**OBJECTIVE:** Set down, word for word, only the lines from the start of the records through the line bearing "const YELLOW = '#FFD500';"; include no pictures.

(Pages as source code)
====================
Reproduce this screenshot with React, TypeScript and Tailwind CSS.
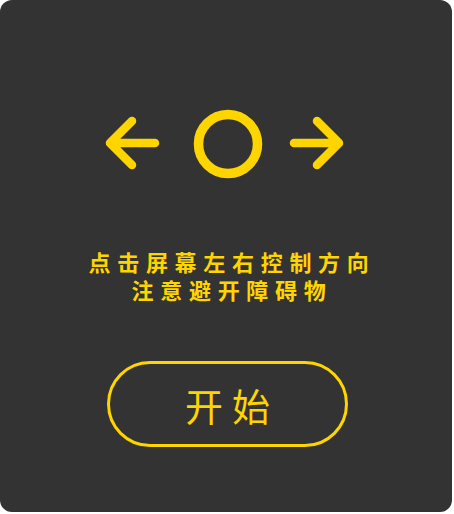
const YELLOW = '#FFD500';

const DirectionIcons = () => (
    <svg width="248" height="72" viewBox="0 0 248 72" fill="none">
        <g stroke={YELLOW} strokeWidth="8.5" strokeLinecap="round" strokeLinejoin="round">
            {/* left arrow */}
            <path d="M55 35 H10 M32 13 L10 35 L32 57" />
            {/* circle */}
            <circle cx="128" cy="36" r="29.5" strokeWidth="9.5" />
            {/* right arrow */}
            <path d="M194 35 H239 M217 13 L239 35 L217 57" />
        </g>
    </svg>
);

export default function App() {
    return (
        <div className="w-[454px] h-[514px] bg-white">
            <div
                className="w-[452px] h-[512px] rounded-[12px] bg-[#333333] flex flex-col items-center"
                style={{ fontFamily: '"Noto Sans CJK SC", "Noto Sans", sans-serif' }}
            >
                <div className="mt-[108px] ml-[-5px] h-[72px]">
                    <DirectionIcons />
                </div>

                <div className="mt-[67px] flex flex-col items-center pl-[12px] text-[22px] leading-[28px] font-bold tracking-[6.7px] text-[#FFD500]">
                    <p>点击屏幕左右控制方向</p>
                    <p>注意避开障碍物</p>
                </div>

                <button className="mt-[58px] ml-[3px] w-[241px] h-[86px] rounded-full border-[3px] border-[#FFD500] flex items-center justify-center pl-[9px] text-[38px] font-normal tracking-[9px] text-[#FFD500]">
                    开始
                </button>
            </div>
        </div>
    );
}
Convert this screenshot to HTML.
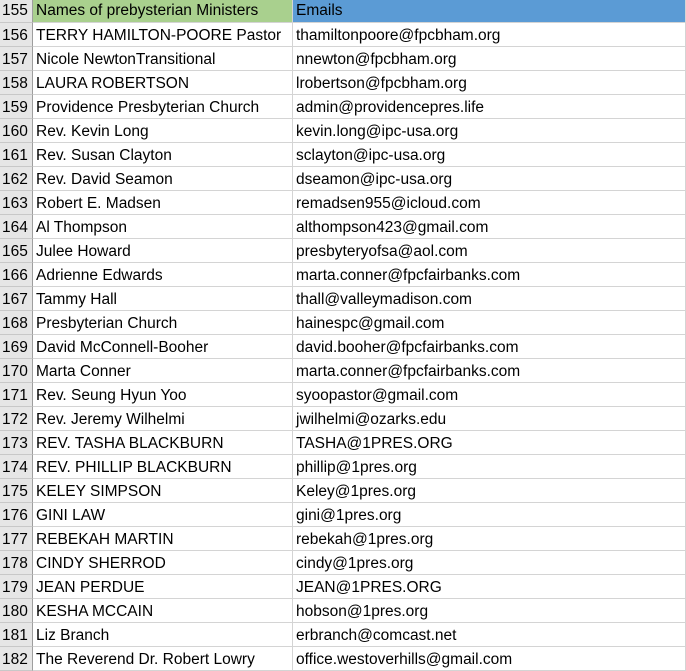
====================
**WRITTEN REPLY:**
Reproduce this screenshot with React, TypeScript and Tailwind CSS.
const YELLOW = '#FFD500';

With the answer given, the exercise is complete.